相撲春秋BACK NUMBER
大相撲の“3.11” 被災地を訪れた力士たちの涙と誓い
text by
佐藤祥子Shoko Sato
photograph byShoko Sato
posted2021/03/12 17:02
10年前、大相撲の被災地慰問。横綱白鵬の土俵入りも行われた
四股には「地を鎮めて邪気を祓う」意味があるとされるが、まるで津波を押し返すかのような、気迫漲る不知火型の横綱土俵入りは、神々しいまでの光を放っていたのだ。「横綱、いつもの土俵入りより、せり上がりの時間が長いね……」との、行司の言葉が思い返される。6月の日差しも強い中、1日2回綱を締めて、十の震える大地を踏みしめた白鵬。最終日には、その白い肌を日焼けさせながら、込み上げるものを抑え込むように、こうつぶやいていたのを想い出す。

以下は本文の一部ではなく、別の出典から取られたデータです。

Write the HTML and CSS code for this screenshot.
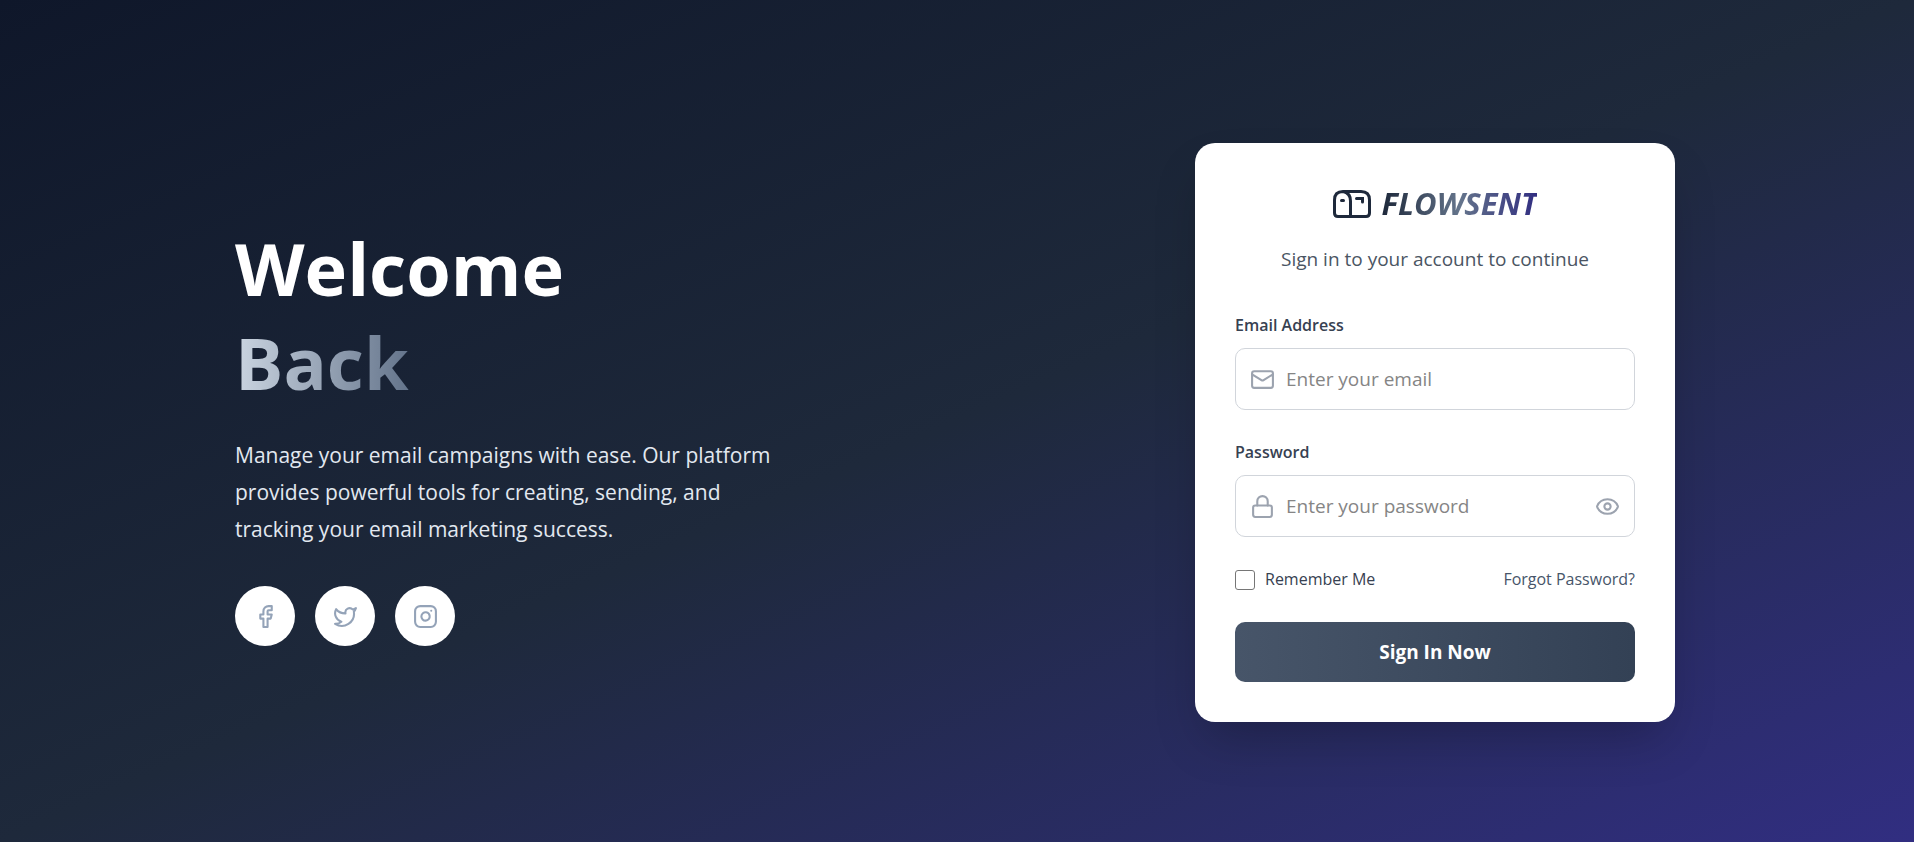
FILE: index.html
```html
<!DOCTYPE html>
<html lang="en">
<head>
<meta charset="utf-8">
<meta name="viewport" content="width=device-width, initial-scale=1">
<title>Flowsent – Sign In</title>
<link rel="stylesheet" href="styles.css">
</head>
<body>
<main class="page">
  <div class="container">
    <section class="intro">
      <h1 class="intro-title">Welcome<br><span class="intro-accent">Back</span></h1>
      <p class="intro-text">Manage your email campaigns with ease. Our platform provides powerful tools for creating, sending, and tracking your email marketing success.</p>
      <nav class="socials" aria-label="Social links">
        <a class="social" href="#" aria-label="Facebook"><svg class="icon" viewBox="0 0 24 24"><path d="M18 2h-3a5 5 0 0 0-5 5v3H7v4h3v8h4v-8h3l1-4h-4V7a1 1 0 0 1 1-1h3z"/></svg></a>
        <a class="social" href="#" aria-label="Twitter"><svg class="icon" viewBox="0 0 24 24"><path d="M22 4s-.7 2.100-2 3.400c1.600 10-9.400 17.300-18 11.600 2.200.1 4.400-.6 6-2C3 15.500.5 9.600 3 5c2.200 2.600 5.600 4.100 9 4-.9-4.200 4-6.600 7-3.800 1.100 0 3-1.200 3-1.200z"/></svg></a>
        <a class="social" href="#" aria-label="Instagram"><svg class="icon" viewBox="0 0 24 24"><rect x="2" y="2" width="20" height="20" rx="5"/><path d="M16 11.370A4 4 0 1 1 12.630 8 4 4 0 0 1 16 11.370zM17.500 6.500h.01"/></svg></a>
      </nav>
    </section>
    <section class="card">
      <header class="card-head">
        <div class="brand">
          <svg class="brand-mark" viewBox="0 0 38 28"><path d="M10 1.500H28Q36.500 1.500 36.500 10V23Q36.500 26.500 33 26.500H5Q1.500 26.500 1.500 23V10Q1.500 1.500 10 1.500Q17.500 3 17.500 11V26"/><path d="M8.500 10.500h2"/><path d="M23.500 8.500h6v3.500" stroke-linejoin="miter"/></svg>
          <span class="brand-name">FLOWSENT</span>
        </div>
        <p class="card-text">Sign in to your account to continue</p>
      </header>
      <form class="form">
        <div class="field">
          <label class="label" for="email">Email Address</label>
          <div class="control">
            <svg class="icon" viewBox="0 0 24 24"><rect x="2" y="4" width="20" height="16" rx="2"/><path d="m22 7-8.970 5.700a1.940 1.940 0 0 1-2.060 0L2 7"/></svg>
            <input class="input" id="email" type="email" placeholder="Enter your email">
          </div>
        </div>
        <div class="field">
          <label class="label" for="password">Password</label>
          <div class="control">
            <svg class="icon" viewBox="0 0 24 24"><rect x="3" y="11" width="18" height="11" rx="2"/><path d="M7 11V7a5 5 0 0 1 10 0v4"/></svg>
            <input class="input" id="password" type="password" placeholder="Enter your password">
            <button class="reveal" type="button" aria-label="Show password"><svg class="icon" viewBox="0 0 24 24"><path d="M2.060 12.350a1 1 0 0 1 0-.7 10.750 10.750 0 0 1 19.880 0 1 1 0 0 1 0 .7 10.750 10.750 0 0 1-19.880 0"/><circle cx="12" cy="12" r="3"/></svg></button>
          </div>
        </div>
        <div class="options">
          <label class="remember" for="remember"><input class="check" id="remember" type="checkbox">Remember Me</label>
          <a class="forgot" href="#">Forgot Password?</a>
        </div>
        <button class="submit" type="submit">Sign In Now</button>
      </form>
    </section>
  </div>
</main>
</body>
</html>
```

FILE: styles.css
```css
* { box-sizing: border-box; margin: 0; }

body {
  font-family: "Segoe UI", "Open Sans", "Noto Sans", sans-serif;
  color: #374151;
}

.page {
  min-height: 100vh;
  padding: 143px 52px 120px 48px;
  display: flex;
  justify-content: center;
  background: linear-gradient(to bottom right, #0f172a, #1e293b, #312e81);
}

.container {
  width: 100%;
  max-width: 1440px;
  display: flex;
  justify-content: space-between;
  align-items: center;
  gap: 48px;
}

.icon {
  width: 25px;
  height: 25px;
  flex: none;
  fill: none;
  stroke: #9ca3af;
  stroke-width: 2;
  stroke-linecap: round;
  stroke-linejoin: round;
}

.intro { max-width: 560px; }

.intro-title {
  padding-top: 2px;
  font-size: 72px;
  line-height: 94px;
  font-weight: 700;
  color: #fff;
}

.intro-accent {
  background: linear-gradient(to right, #cbd5e1, #64748b);
  background-clip: text;
  -webkit-background-clip: text;
  color: transparent;
}

.intro-text {
  margin: 28px 0 38px;
  font-size: 21px;
  line-height: 37px;
  color: #e2e8f0;
}

.socials { display: flex; gap: 20px; }

.social {
  width: 60px;
  height: 60px;
  display: flex;
  align-items: center;
  justify-content: center;
  border-radius: 50%;
  background: #fff;
}

.social .icon { stroke: #94a3b8; }

.card {
  width: 480px;
  padding: 40px;
  border-radius: 20px;
  background: #fff;
  box-shadow: 0 25px 50px -12px rgba(0, 0, 0, 0.25);
}

.card-head { text-align: center; }

.brand {
  display: flex;
  align-items: center;
  justify-content: center;
  gap: 11px;
  height: 41px;
}

.brand-mark {
  width: 38px;
  height: 28px;
  fill: none;
  stroke: #1e293b;
  stroke-width: 3;
  stroke-linecap: round;
  stroke-linejoin: round;
}

.brand-name {
  font-size: 31px;
  line-height: 41px;
  font-weight: 700;
  font-style: italic;
  background: linear-gradient(to right, #1e293b, #64748b, #312e81);
  background-clip: text;
  -webkit-background-clip: text;
  color: transparent;
}

.card-text {
  margin-top: 20px;
  font-size: 19px;
  line-height: 30px;
  color: #4b5563;
}

.form { margin-top: 39px; }

.field { margin-bottom: 30px; }

.label {
  display: block;
  margin-bottom: 10px;
  font-size: 16px;
  line-height: 25px;
  font-weight: 600;
}

.control {
  display: flex;
  align-items: center;
  gap: 11px;
  height: 62px;
  padding: 0 14px;
  border: 1px solid #d1d5db;
  border-radius: 10px;
}

.input {
  flex: 1;
  min-width: 0;
  padding: 0;
  border: 0;
  outline: 0;
  background: none;
  font: inherit;
  font-size: 19px;
}

.input::placeholder { color: #858585; }

.reveal {
  display: flex;
  padding: 0;
  border: 0;
  background: none;
  cursor: pointer;
}

.options {
  display: flex;
  align-items: center;
  justify-content: space-between;
  margin-bottom: 30px;
  font-size: 16px;
  line-height: 25px;
}

.remember { display: flex; align-items: center; gap: 10px; }

.check {
  appearance: none;
  width: 20px;
  height: 20px;
  margin: 0;
  border: 1px solid #767676;
  border-radius: 3px;
  background: #fff;
}

.check:checked { background: #475569; }

.forgot { color: #475569; text-decoration: none; }

.submit {
  display: block;
  width: 100%;
  height: 60px;
  border: 0;
  border-radius: 10px;
  background: linear-gradient(to right, #475569, #334155);
  color: #fff;
  font: inherit;
  font-size: 19px;
  font-weight: 700;
  cursor: pointer;
}
```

「大相撲は日本とともにあるというのを、改めて感じましたね……」
5日間の全行程を終えた日、空っぽの大鍋を前に、ひとり安堵の表情を見せていた大男がいた。昭和の大横綱・大鵬の愛弟子で「ちゃんこの達人」と呼ばれ、慰問でのちゃんこ総指揮を執り、大役を果たした世話人・友鵬だ。今、1300枚の写真を見返しながら、図らずもこの10年の長さを思い知ることとなる。この友鵬もすでに故人となり、写真のなかの放駒理事長(元大関魁傑)、巡業部長だった九重親方(元横綱千代の富士)の姿も、今はもうこの世に亡い。角界を去り、新しく第二の人生を歩んでいる力士たちの顔も少なくない。
この5日間で、力士たちは「心技体」の「心」の修行を積み、あの光景を――被災者の笑顔を、心に刻んだはずだった。
十両以上の関取で構成される「力士会」は、この日から10年の長きに渡り、被災した子どもたちに義援金を送り続けることを決めた。
そして今年が、その10年目となる。